GIVEN INFORMATION:
-*-*-
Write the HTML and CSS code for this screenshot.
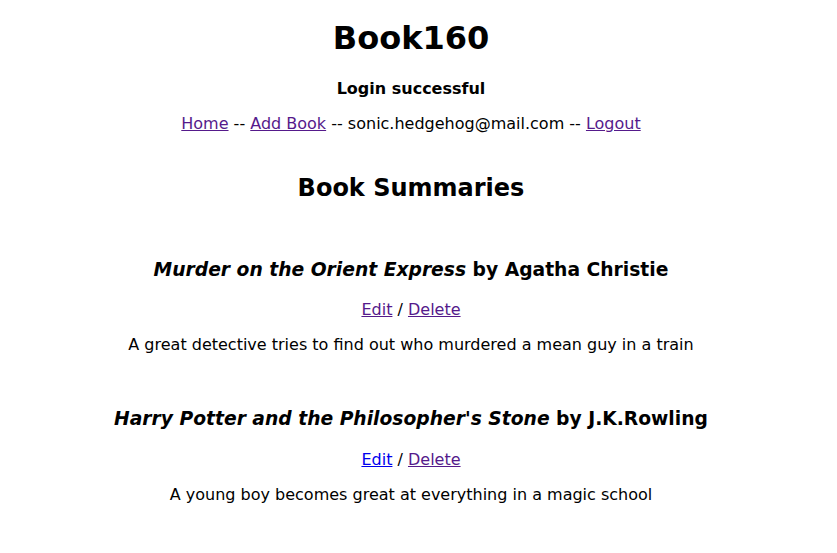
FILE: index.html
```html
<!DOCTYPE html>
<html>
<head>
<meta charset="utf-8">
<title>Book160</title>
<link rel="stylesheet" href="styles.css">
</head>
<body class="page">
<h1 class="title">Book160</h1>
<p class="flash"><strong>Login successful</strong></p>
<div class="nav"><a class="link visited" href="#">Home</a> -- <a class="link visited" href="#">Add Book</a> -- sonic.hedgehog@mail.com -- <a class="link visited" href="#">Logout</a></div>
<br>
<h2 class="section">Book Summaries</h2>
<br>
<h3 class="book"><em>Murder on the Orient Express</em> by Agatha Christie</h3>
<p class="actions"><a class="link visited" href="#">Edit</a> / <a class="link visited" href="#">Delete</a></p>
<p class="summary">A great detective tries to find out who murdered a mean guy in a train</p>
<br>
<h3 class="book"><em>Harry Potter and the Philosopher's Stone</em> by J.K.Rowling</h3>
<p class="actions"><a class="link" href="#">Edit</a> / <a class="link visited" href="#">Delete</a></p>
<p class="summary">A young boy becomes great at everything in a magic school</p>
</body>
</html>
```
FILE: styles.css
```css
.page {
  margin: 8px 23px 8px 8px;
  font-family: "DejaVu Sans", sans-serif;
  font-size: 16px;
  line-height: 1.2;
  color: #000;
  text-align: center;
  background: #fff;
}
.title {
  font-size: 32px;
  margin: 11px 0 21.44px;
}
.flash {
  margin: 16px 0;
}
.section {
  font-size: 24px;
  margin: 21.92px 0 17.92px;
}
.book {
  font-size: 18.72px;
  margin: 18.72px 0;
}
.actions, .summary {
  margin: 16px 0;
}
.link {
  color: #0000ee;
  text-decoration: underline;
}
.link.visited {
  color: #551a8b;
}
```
-*-*-
STATED TASK: Write the listing above out again exactly, dropping each image.

WRITTEN RESPONSE:
Write the HTML and CSS code for this screenshot.
FILE: index.html
```html
<!DOCTYPE html>
<html>
<head>
<meta charset="utf-8">
<title>Book160</title>
<link rel="stylesheet" href="styles.css">
</head>
<body class="page">
<h1 class="title">Book160</h1>
<p class="flash"><strong>Login successful</strong></p>
<div class="nav"><a class="link visited" href="#">Home</a> -- <a class="link visited" href="#">Add Book</a> -- sonic.hedgehog@mail.com -- <a class="link visited" href="#">Logout</a></div>
<br>
<h2 class="section">Book Summaries</h2>
<br>
<h3 class="book"><em>Murder on the Orient Express</em> by Agatha Christie</h3>
<p class="actions"><a class="link visited" href="#">Edit</a> / <a class="link visited" href="#">Delete</a></p>
<p class="summary">A great detective tries to find out who murdered a mean guy in a train</p>
<br>
<h3 class="book"><em>Harry Potter and the Philosopher's Stone</em> by J.K.Rowling</h3>
<p class="actions"><a class="link" href="#">Edit</a> / <a class="link visited" href="#">Delete</a></p>
<p class="summary">A young boy becomes great at everything in a magic school</p>
</body>
</html>
```
FILE: styles.css
```css
.page {
  margin: 8px 23px 8px 8px;
  font-family: "DejaVu Sans", sans-serif;
  font-size: 16px;
  line-height: 1.2;
  color: #000;
  text-align: center;
  background: #fff;
}
.title {
  font-size: 32px;
  margin: 11px 0 21.44px;
}
.flash {
  margin: 16px 0;
}
.section {
  font-size: 24px;
  margin: 21.92px 0 17.92px;
}
.book {
  font-size: 18.72px;
  margin: 18.72px 0;
}
.actions, .summary {
  margin: 16px 0;
}
.link {
  color: #0000ee;
  text-decoration: underline;
}
.link.visited {
  color: #551a8b;
}
```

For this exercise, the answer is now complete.